Intersentia and their team of contributors are well-respected specialists in this field of European Law and political science, and they present us with what they describe as a “discursive exploration of key issues and themes for reflection and debate within multiple areas of law”.

So, what we get with this title are the following sectors reviewed in detail, depending on what you might be researching, specifically constitutional concerns such as the relationship between Parliament and the Executive, the relevance of devolution, and the impact on the courts.

Other substantive topics include employment law (naturally), environmental law, financial services, intellectual property, and the much-neglected area of “criminal cooperation” which is not the oxymoron it might seem.

The editors have also decided to cover contemporary issues regarding the UK’s external relations, specifically concentrating on the EU, membership of the World Trade Organization, ingredients for creating post-Brexit UK trade policy and bilateral investment policy, and the much wider policy area of international security from the UN, NATO and other bodies.
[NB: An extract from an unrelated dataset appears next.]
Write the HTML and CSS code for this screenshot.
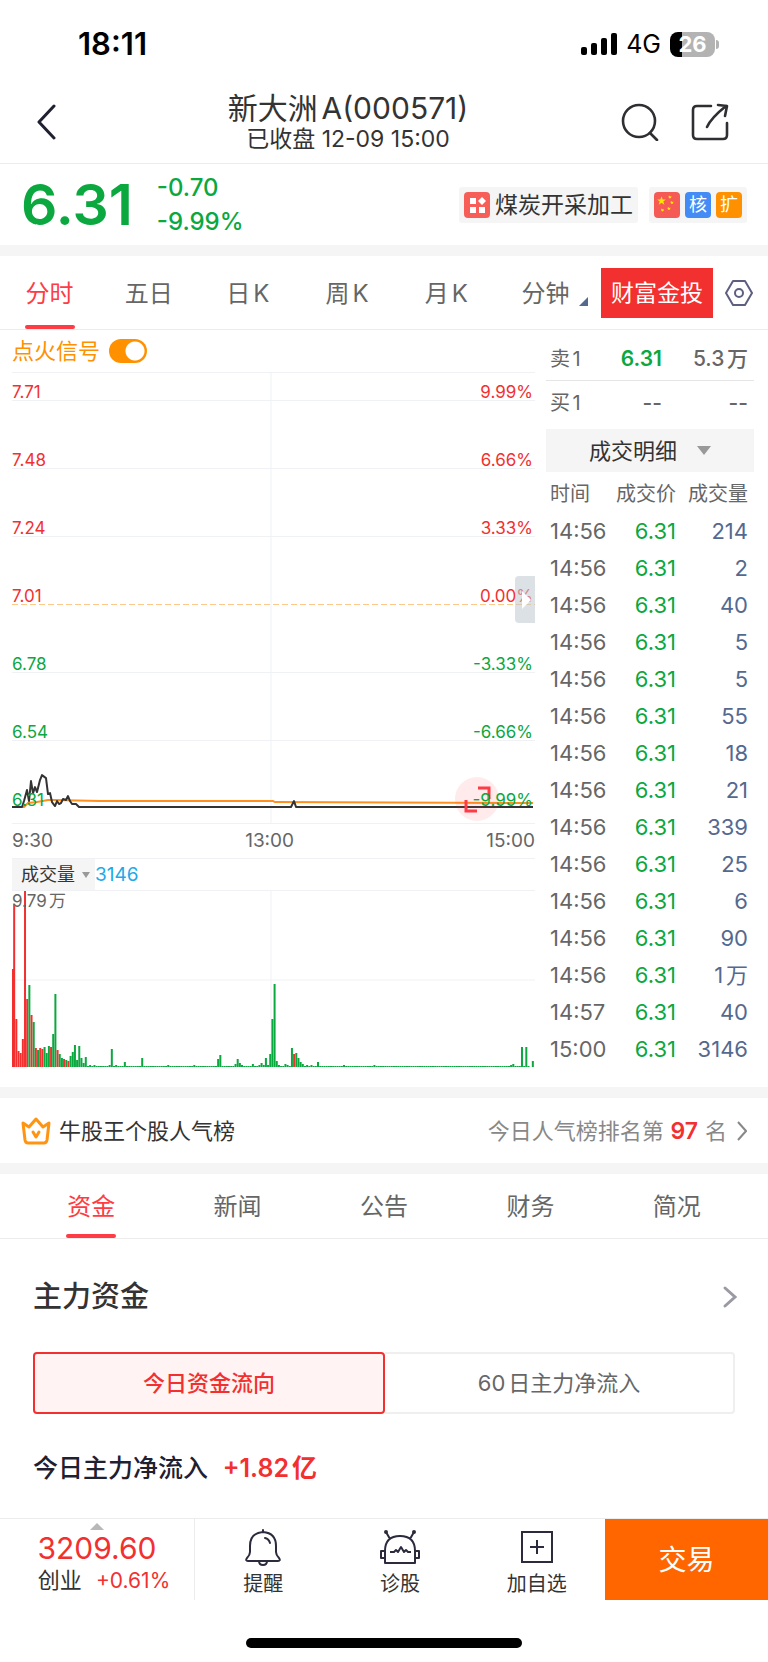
FILE: index.html
```html
<!DOCTYPE html>
<html lang="zh-CN">
<head>
  <meta charset="UTF-8">
  <meta name="viewport" content="width=device-width, initial-scale=1">
  <title>新大洲A(000571)</title>
  <link rel="stylesheet" href="styles.css">
</head>
<body>

  <div class="status-bar">
    <span class="clock">18:11</span>
    <div class="status-icons">
      <svg width="36" height="22" viewBox="0 0 36 22">
        <rect x="0" y="14" width="6" height="8" rx="2"/>
        <rect x="10" y="10" width="6" height="12" rx="2"/>
        <rect x="20" y="5" width="6" height="17" rx="2"/>
        <rect x="30" y="0" width="6" height="22" rx="2"/>
      </svg>
      <span class="network">4G</span>
      <span class="battery">26</span>
    </div>
  </div>

  <header class="header">
    <button class="icon-button back" aria-label="返回">
      <svg width="20" height="36" viewBox="0 0 20 36" fill="none" stroke="#1f2030" stroke-width="3" stroke-linecap="round" stroke-linejoin="round"><path d="M18 2L3 18l15 16"/></svg>
    </button>
    <div class="title">
      <h1>新大洲A(000571)</h1>
      <p>已收盘 12-09 15:00</p>
    </div>
    <div class="header-actions">
      <button class="icon-button" aria-label="搜索">
        <svg width="38" height="38" viewBox="0 0 38 38" fill="none" stroke="#2f2f33" stroke-width="2.6" stroke-linecap="round"><circle cx="18" cy="18" r="16"/><path d="M29 30l7 7"/></svg>
      </button>
      <button class="icon-button" aria-label="分享">
        <svg width="38" height="38" viewBox="0 0 38 38" fill="none" stroke="#2f2f33" stroke-width="2.6" stroke-linecap="round" stroke-linejoin="round"><path d="M20 3H6Q2 3 2 7v25q0 4 4 4h26q4 0 4-4V20"/><path d="M16 24Q20 15 35 3M27 2l9 1-2 10"/></svg>
      </button>
    </div>
  </header>

  <section class="quote">
    <strong class="price">6.31</strong>
    <div class="change">
      <span>-0.70</span>
      <span>-9.99%</span>
    </div>
    <a class="tag" href="#">
      <svg class="tag-icon" viewBox="0 0 26 26"><rect width="26" height="26" rx="4" fill="#f65e57"/><g fill="#fff"><rect x="6" y="6" width="6" height="6"/><rect x="6" y="15" width="6" height="6"/><rect x="15" y="15" width="6" height="6"/><path d="M18 5l4 4-4 4-4-4z"/></g></svg>
      煤炭开采加工
    </a>
    <a class="tag tag-marks" href="#" aria-label="概念">
      <svg class="tag-icon" viewBox="0 0 26 26"><rect width="26" height="26" rx="4" fill="#f65a55"/><g fill="#ffe600"><path d="M7.500 4.500l1.200 3h3.100l-2.500 2 1 3.200-2.800-1.900-2.800 1.900 1-3.200-2.500-2h3.100z"/><path d="M15 3.500l1.500 1 1-.5-.5 2-1.500.5-1-1.500zM17 9l1.500 1 1-.5-.5 2-1.500.5-1-1.500zM14 15l1.500 1 1-.5-.5 2-1.500.5-1-1.500zM7.500 16.500l1.500 1 1-.5-.5 2-1.500.5-1-1.500z"/></g></svg>
      <span class="mark blue">核</span>
      <span class="mark orange">扩</span>
    </a>
  </section>

  <nav class="periods">
    <div class="period-tabs">
      <button class="period active">分时</button>
      <button class="period">五日</button>
      <button class="period">日K</button>
      <button class="period">周K</button>
      <button class="period">月K</button>
      <button class="period more">分钟</button>
    </div>
    <a class="promo" href="#">财富金投</a>
    <button class="icon-button" aria-label="设置">
      <svg width="28" height="28" viewBox="0 0 28 28" fill="none" stroke="#5c5f80" stroke-width="2" stroke-linejoin="round"><path d="M8 2h12l7 12-7 12H8L1 14z"/><circle cx="14" cy="14" r="4"/></svg>
    </button>
  </nav>

  <main class="market">
    <div class="charts">
      <label class="signal">
        点火信号
        <input type="checkbox" class="switch" checked>
      </label>

      <div class="plot">
        <svg class="lines" viewBox="0 0 523 451" preserveAspectRatio="none" fill="none">
          <path d="M259 0V451" stroke="#f0f1f4"/>
          <path d="M0 232H523" stroke="#ffc88a" stroke-width="1" stroke-dasharray="6 3"/>
          <polyline stroke="#ff8f1f" stroke-width="2" points="0,435 12,435 16,431 25,430 36,428 43,428 88,429 261,429 263,430 521,431"/>
          <polyline stroke="#333" stroke-width="2" stroke-linejoin="round" points="0,435 10,435 12,429 15,418 17,429 19,409 21,421 23,415 25,420 28,408 30,403 34,406 36,422 38,421 40,430 43,434 45,429 47,432 49,431 51,427 54,428 56,424 58,429 60,432 64,432 67,435 279,435 282,429 284,435 521,435"/>
        </svg>
        <button class="expand" aria-label="全屏">
          <svg width="44" height="44" viewBox="0 0 44 44" fill="none" stroke="#ff3b45" stroke-width="3"><path d="M23 11h11v11M11 23v11h11"/></svg>
        </button>
        <div class="level up"><span>7.71</span><span>9.99%</span></div>
        <div class="level up"><span>7.48</span><span>6.66%</span></div>
        <div class="level up"><span>7.24</span><span>3.33%</span></div>
        <div class="level up middle"><span>7.01</span><span>0.00%</span></div>
        <div class="level down"><span>6.78</span><span>-3.33%</span></div>
        <div class="level down"><span>6.54</span><span>-6.66%</span></div>
        <div class="level down last"><span>6.31</span><span>-9.99%</span></div>
        <button class="handle" aria-label="收起"></button>
      </div>

      <div class="times"><span>9:30</span><span>13:00</span><span>15:00</span></div>

      <div class="volume-head">
        <div class="picker small">
          <select aria-label="指标"><option>成交量</option></select>
        </div>
        <span>3146</span>
      </div>
      <div class="volume-plot">
        <svg id="volume" class="lines" viewBox="0 0 523 176" preserveAspectRatio="none">
          <path d="M259 0V176M0 89H523" stroke="#f0f1f4"/>
        </svg>
        <span class="volume-max">9.79万</span>
      </div>
    </div>

    <aside class="orders">
      <table class="book">
        <tr><th scope="row">卖1</th><td class="green">6.31</td><td>5.3万</td></tr>
        <tr><th scope="row">买1</th><td>--</td><td>--</td></tr>
      </table>
      <div class="picker large">
        <select aria-label="明细类型"><option>成交明细</option></select>
      </div>
      <table class="trades">
        <thead>
          <tr><th>时间</th><th>成交价</th><th>成交量</th></tr>
        </thead>
        <tbody>
          <tr><td>14:56</td><td>6.31</td><td>214</td></tr>
          <tr><td>14:56</td><td>6.31</td><td>2</td></tr>
          <tr><td>14:56</td><td>6.31</td><td>40</td></tr>
          <tr><td>14:56</td><td>6.31</td><td>5</td></tr>
          <tr><td>14:56</td><td>6.31</td><td>5</td></tr>
          <tr><td>14:56</td><td>6.31</td><td>55</td></tr>
          <tr><td>14:56</td><td>6.31</td><td>18</td></tr>
          <tr><td>14:56</td><td>6.31</td><td>21</td></tr>
          <tr><td>14:56</td><td>6.31</td><td>339</td></tr>
          <tr><td>14:56</td><td>6.31</td><td>25</td></tr>
          <tr><td>14:56</td><td>6.31</td><td>6</td></tr>
          <tr><td>14:56</td><td>6.31</td><td>90</td></tr>
          <tr><td>14:56</td><td>6.31</td><td>1万</td></tr>
          <tr><td>14:57</td><td>6.31</td><td>40</td></tr>
          <tr><td>15:00</td><td>6.31</td><td>3146</td></tr>
        </tbody>
      </table>
    </aside>
  </main>

  <a class="ranking" href="#">
    <svg width="30" height="28" viewBox="0 0 30 28" fill="none" stroke="#ff9412" stroke-width="3" stroke-linejoin="round" stroke-linecap="round"><path d="M2 6l6 4 7-8 7 8 6-4-2 17q-.5 3-3 3H7q-2.500 0-3-3z"/><path d="M12 15l3 5 3-5"/></svg>
    <span class="ranking-name">牛股王个股人气榜</span>
    <span class="ranking-place">今日人气榜排名第<b>97</b>名</span>
    <svg width="10" height="20" viewBox="0 0 10 20" fill="none" stroke="#888" stroke-width="2"><path d="M1 1l8 9-8 9"/></svg>
  </a>

  <nav class="sections">
    <button class="section active">资金</button>
    <button class="section">新闻</button>
    <button class="section">公告</button>
    <button class="section">财务</button>
    <button class="section">简况</button>
  </nav>

  <section class="funds">
    <a class="funds-head" href="#">
      <h2>主力资金</h2>
      <svg width="12" height="22" viewBox="0 0 12 22" fill="none" stroke="#9a9aa5" stroke-width="3" stroke-linecap="round" overflow="visible"><path d="M2 2l10 9-10 9"/></svg>
    </a>
    <div class="switcher">
      <button class="active">今日资金流向</button>
      <button>60日主力净流入</button>
    </div>
    <p class="inflow">今日主力净流入 <b>+1.82亿</b></p>
  </section>

  <footer class="bottom-bar">
    <a class="index" href="#">
      <span class="index-value">3209.60</span>
      <span class="index-row">创业 <span>+0.61%</span></span>
    </a>
    <button class="action">
      <svg width="42" height="38" viewBox="0 0 42 38" fill="none" stroke="#2b2b3d" stroke-width="2" stroke-linejoin="round" stroke-linecap="round"><path d="M21 2v2M21 4Q8 5 8 18v6q0 3-3 6-2 3 1 3h30q3 0 1-3-3-3-3-6v-6Q34 5 21 4zM17 33q0 4 4 4t4-4M23 10q4 1 5 5"/></svg>
      提醒
    </button>
    <button class="action">
      <svg width="42" height="38" viewBox="0 0 42 38" fill="none" stroke="#2b2b3d" stroke-width="2" stroke-linejoin="round"><path d="M6 35V23Q6 8 21 8t15 15v12zM6 23H2v7h4M36 23h4v7h-4M11 11L7 4M31 11l4-7"/><circle cx="7" cy="4" r="1" fill="#2b2b3d"/><circle cx="35" cy="4" r="1" fill="#2b2b3d"/><path d="M11 24h4l2-2 2 2 3-5 3 5 2-2 2 2h3"/></svg>
      诊股
    </button>
    <button class="action">
      <svg width="42" height="38" viewBox="0 0 42 38" fill="none" stroke="#2b2b3d" stroke-width="2"><rect x="6" y="4" width="30" height="30"/><path d="M21 12v14M14 19h14"/></svg>
      加自选
    </button>
    <button class="trade">交易</button>
  </footer>
  <div class="home-indicator"></div>

  <script>
    const MINUTES = 241;
    const BASE = 176;
    // minute: height of the bar
    const volumes = {
      0: 98, 1: 163, 2: 48, 3: 16, 4: 14, 5: 28, 6: 176, 7: 68, 8: 82, 9: 52, 10: 45,
      11: 19, 12: 17, 13: 19, 14: 18, 15: 20, 16: 14, 17: 21, 18: 20, 19: 33, 20: 73,
      21: 17, 22: 13, 23: 9, 24: 8, 25: 7, 26: 6, 27: 11, 28: 15, 29: 22, 30: 7, 31: 21,
      32: 9, 33: 4, 34: 10, 36: 2, 38: 2, 45: 2, 46: 18, 48: 2, 52: 5, 60: 9, 72: 2, 84: 2,
      95: 8, 96: 12, 103: 3, 104: 8, 105: 4, 106: 2, 111: 3, 114: 2, 115: 4, 116: 2,
      117: 9, 118: 2, 119: 13, 120: 48, 121: 83, 122: 6, 123: 2, 126: 3, 127: 2, 129: 19,
      130: 13, 131: 14, 132: 9, 133: 5, 134: 3, 136: 2, 138: 2, 141: 5, 153: 2, 167: 2,
      230: 2, 231: 3, 235: 20, 237: 20, 240: 6
    };
    const rising = [0, 1, 2, 3, 4, 5, 6, 7, 9, 11, 13, 14, 18, 21, 24, 26, 130];

    const svg = document.getElementById('volume');
    for (let i = 0; i < MINUTES; i++) {
      if (i === 239) continue;
      const height = volumes[i] || 1;
      const bar = document.createElementNS('http://www.w3.org/2000/svg', 'rect');
      bar.setAttribute('x', Math.max(0, i * 523 / MINUTES - 1));
      bar.setAttribute('y', BASE - height);
      bar.setAttribute('width', 2);
      bar.setAttribute('height', height);
      bar.setAttribute('fill', rising.includes(i) ? '#f23030' : '#0aa83f');
      svg.appendChild(bar);
    }
  </script>
</body>
</html>
```
FILE: styles.css
```css
* {
  box-sizing: border-box;
}

body {
  margin: 0;
  background: #fff;
  color: #333;
  font-family: Inter, "Noto Sans CJK SC", sans-serif;
  font-size: 22px;
  line-height: 32px;
  text-autospace: normal;
}

h1, h2, p {
  margin: 0;
}

a {
  color: inherit;
  text-decoration: none;
}

button, select {
  padding: 0;
  border: none;
  background: none;
  color: inherit;
  font: inherit;
  cursor: pointer;
}

svg {
  display: block;
}

table {
  width: 100%;
  border-collapse: collapse;
}

th, td {
  padding: 0;
  font-weight: 400;
}

.icon-button {
  display: flex;
}

.green {
  color: #0aa83f;
}

/* status bar */
.status-bar {
  display: flex;
  justify-content: space-between;
  align-items: center;
  height: 88px;
  padding: 0 53px 0 78px;
  color: #000;
}

.clock {
  font-size: 31px;
  font-weight: 600;
}

.status-icons {
  display: flex;
  align-items: center;
  gap: 9px;
}

.network {
  font-size: 25px;
}

.battery {
  position: relative;
  width: 45px;
  height: 25px;
  border-radius: 8px;
  background: linear-gradient(to right, #000 12px, #b3b3b3 12px);
  color: #fff;
  font-size: 22px;
  font-weight: 700;
  line-height: 25px;
  text-align: center;
}

.battery::after {
  content: "";
  position: absolute;
  top: 8px;
  right: -4px;
  width: 3px;
  height: 9px;
  border-radius: 0 3px 3px 0;
  background: #b3b3b3;
}

/* header */
.header {
  display: flex;
  align-items: center;
  height: 76px;
  padding-bottom: 8px;
  border-bottom: 1px solid #ececec;
}

.back {
  width: 87px;
  padding-left: 36px;
}

.title {
  flex: 1;
  text-align: center;
}

.title h1 {
  font-size: 30px;
  font-weight: 400;
  line-height: 34px;
}

.title p {
  font-size: 23px;
  line-height: 28px;
}

.header-actions {
  display: flex;
  gap: 32px;
  width: 159px;
  padding-left: 12px;
}

/* quote */
.quote {
  display: flex;
  align-items: center;
  height: 92px;
  padding: 0 21px;
  border-bottom: 11px solid #f5f5f5;
}

.price {
  color: #0aa83f;
  font-size: 57px;
  font-weight: 600;
  line-height: 64px;
}

.change {
  display: flex;
  flex: 1;
  flex-direction: column;
  padding-left: 24px;
  color: #0aa83f;
  font-size: 24px;
  font-weight: 500;
  line-height: 34px;
}

.tag {
  display: flex;
  align-items: center;
  gap: 5px;
  height: 36px;
  padding: 0 5px;
  border-radius: 3px;
  background: #f5f5f5;
  font-size: 23px;
}

.tag-marks {
  margin-left: 11px;
}

.tag-icon {
  width: 26px;
  height: 26px;
}

.mark {
  width: 26px;
  border-radius: 4px;
  color: #fff;
  font-size: 18px;
  line-height: 26px;
  text-align: center;
}

.blue {
  background: #448cf5;
}

.orange {
  background: #ff9100;
}

/* chart periods */
.periods {
  display: flex;
  align-items: center;
  height: 74px;
  padding-right: 15px;
  border-bottom: 1px solid #ececec;
}

.period-tabs {
  display: flex;
  flex: 1;
  align-self: stretch;
}

.period {
  position: relative;
  flex: 1;
  padding-top: 2px;
  color: #666;
  font-size: 24px;
}

.period.active,
.section.active {
  color: #ff3b45;
}

.period.active::after,
.section.active::after {
  content: "";
  position: absolute;
  bottom: 0;
  left: 50%;
  width: 50px;
  height: 4px;
  margin-left: -25px;
  border-radius: 2px;
  background: #ff3b45;
}

.more::after {
  content: "";
  position: absolute;
  right: 7px;
  bottom: 23px;
  border-bottom: 9px solid #54698f;
  border-left: 9px solid transparent;
}

.promo {
  margin: 0 12px 0 6px;
  padding: 9px 10px;
  background: #f23030;
  color: #fff;
  font-size: 23px;
}

/* charts and order book */
.market {
  display: flex;
  gap: 11px;
  padding: 0 14px 20px 12px;
  border-bottom: 11px solid #f5f5f5;
}

.charts {
  flex: 1;
}

.signal {
  display: flex;
  align-items: center;
  gap: 9px;
  height: 42px;
  color: #ff9100;
}

.switch {
  width: 38px;
  height: 24px;
  margin: 0;
  border-radius: 12px;
  background: radial-gradient(circle at 26px 12px, #fff 9px, #ff9100 10px);
  appearance: none;
}

.plot {
  position: relative;
  height: 452px;
  border-top: 1px solid #f0f1f4;
  border-bottom: 1px solid #f0f1f4;
}

.lines {
  position: absolute;
  top: 0;
  left: 0;
  width: 100%;
  height: 100%;
}

.level {
  position: relative;
  display: flex;
  justify-content: space-between;
  align-items: flex-end;
  height: 68px;
  padding-right: 2px;
  border-bottom: 1px solid #f0f1f4;
  font-size: 17px;
  line-height: 16px;
}

.level:first-of-type {
  height: 28px;
}

.level.middle,
.level.last {
  border-color: transparent;
}

.up {
  color: #f23030;
}

.down {
  color: #0aa83f;
}

.expand {
  position: absolute;
  top: 404px;
  right: 36px;
  border-radius: 50%;
  background: rgba(255, 59, 69, 0.1);
}

.handle {
  position: absolute;
  top: 203px;
  right: 0;
  width: 20px;
  height: 47px;
  border-radius: 4px 0 0 4px;
  background: rgba(190, 200, 208, 0.55);
}

.handle::after {
  content: "";
  display: block;
  margin-left: 7px;
  border: 9px solid transparent;
  border-right: none;
  border-left-color: #fff;
}

.times {
  display: flex;
  justify-content: space-between;
  height: 34px;
  color: #666;
  font-size: 19px;
  line-height: 34px;
}

.volume-head {
  display: flex;
  height: 33px;
  border-top: 1px solid #f0f1f4;
  border-bottom: 1px solid #f0f1f4;
  color: #1ea9e8;
  font-size: 19px;
}

.volume-plot {
  position: relative;
  height: 176px;
}

.volume-max {
  position: relative;
  display: block;
  color: #666;
  font-size: 17px;
  line-height: 20px;
}

.orders {
  width: 208px;
  color: #666;
}

.book {
  margin-top: 7px;
}

.book tr:first-child {
  border-bottom: 1px solid #e5e5e5;
}

.book th {
  width: 48px;
  padding-left: 4px;
  font-size: 20px;
  text-align: left;
}

.book td {
  padding-right: 6px;
  font-size: 21px;
  font-weight: 500;
  line-height: 43px;
  text-align: right;
}

.book td:nth-child(2) {
  width: 68px;
  padding-right: 0;
}

.book .green {
  font-weight: 600;
}

/* drop-downs */
.picker {
  position: relative;
  background: #f5f5f5;
  color: #333;
}

.picker select {
  width: 100%;
  height: 100%;
  appearance: none;
}

.picker::after {
  content: "";
  position: absolute;
  border: 5px solid transparent;
  border-top: 6px solid #999;
  border-bottom: none;
  pointer-events: none;
}

.picker.small {
  width: 83px;
  font-size: 18px;
}

.picker.small select {
  padding-left: 9px;
}

.picker.small::after {
  top: 13px;
  right: 5px;
  border-width: 6px 4px 0;
}

.picker.large {
  height: 43px;
  margin-top: 5px;
}

.picker.large select {
  padding-left: 43px;
}

.picker.large::after {
  top: 17px;
  right: 43px;
  border-width: 9px 7px 0;
}

.trades {
  table-layout: fixed;
}

.trades th {
  height: 40px;
  padding-top: 4px;
  font-size: 20px;
  text-align: right;
}

.trades th:first-child {
  width: 62px;
}

.trades th:nth-child(2) {
  width: 68px;
}

.trades td {
  height: 37px;
  font-size: 22px;
  text-align: right;
}

.trades th:first-child,
.trades td:first-child {
  padding-left: 4px;
  text-align: left;
}

.trades td:nth-child(2) {
  color: #0aa83f;
}

.trades th:last-child,
.trades td:last-child {
  padding-right: 6px;
}

.trades td:last-child {
  color: #54698f;
}

/* popularity ranking */
.ranking {
  display: flex;
  align-items: center;
  height: 76px;
  padding: 0 21px;
  border-bottom: 11px solid #f5f5f5;
}

.ranking-name {
  flex: 1;
  padding-left: 8px;
}

.ranking-place {
  padding-right: 10px;
  color: #888;
}

.ranking b {
  margin: 0 4px;
  color: #f23030;
  font-size: 23px;
  font-weight: 600;
}

/* section tabs */
.sections {
  display: flex;
  height: 65px;
  padding: 0 18px;
  border-bottom: 1px solid #ececec;
}

.section {
  position: relative;
  flex: 1;
  padding-top: 2px;
  color: #666;
  font-size: 24px;
}

/* funds */
.funds {
  padding: 38px 33px 32px;
}

.funds-head {
  display: flex;
  justify-content: space-between;
  align-items: center;
}

.funds h2 {
  font-size: 29px;
  font-weight: 500;
  line-height: 40px;
}

.switcher {
  display: flex;
  margin: 35px 0 36px;
}

.switcher button {
  flex: 1;
  height: 62px;
  border: 2px solid #efefef;
  border-left: none;
  border-radius: 0 4px 4px 0;
  color: #666;
}

.switcher .active {
  border: 2px solid #f23030;
  border-radius: 4px;
  background: #fff3f3;
  color: #f23030;
  font-weight: 500;
}

.inflow {
  color: #1f2030;
  font-size: 25px;
  font-weight: 500;
  line-height: 36px;
}

.inflow b {
  margin-left: 8px;
  color: #f23030;
  font-weight: 600;
}

/* bottom bar */
.bottom-bar {
  display: flex;
  height: 82px;
  border-top: 1px solid #ececec;
}

.index {
  position: relative;
  display: flex;
  flex-direction: column;
  align-items: center;
  width: 195px;
  padding-top: 13px;
  border-right: 1px solid #ececec;
}

.index::before {
  content: "";
  position: absolute;
  top: 4px;
  border: 7px solid transparent;
  border-top: none;
  border-bottom-color: #b8b8b8;
}

.index-value {
  color: #f23030;
  font-size: 30px;
}

.index-row {
  padding-left: 14px;
}

.index-row span {
  margin-left: 8px;
  color: #f23030;
  font-size: 21px;
}

.action {
  display: flex;
  flex: 1;
  flex-direction: column;
  align-items: center;
  padding-top: 9px;
  font-size: 20px;
}

.action svg {
  margin-bottom: 2px;
}

.trade {
  width: 163px;
  background: #ff6600;
  color: #fff;
  font-size: 28px;
}

.home-indicator {
  width: 36%;
  height: 10px;
  margin: 38px auto 15px;
  border-radius: 5px;
  background: #000;
}
```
The structure of this work has been designed to give “the clearest presentation of these analyses and constitute a critical, comprehensive resource on the effects of de-Europeanisation on the UK legal system”. Probably, this area will be directly relevant for many practitioners and scholars currently grappling with what may well be the breakup of our current European Law structure as it presently exists.

We realise that these analyses will remain relevant for quite a while – not only as the withdrawal process unfolds towards March 2019 and beyond, but well into the future pass 2022 as Britain re-configures and re-orientates the English legal system “to new internal and external realities” and will be forced to review both Scottish and Northern Irish systems as well. We feel very lucky to have this excellent new paperback to help us along the way. Thank you, Intersentia.

The book was published on 30th June 2017.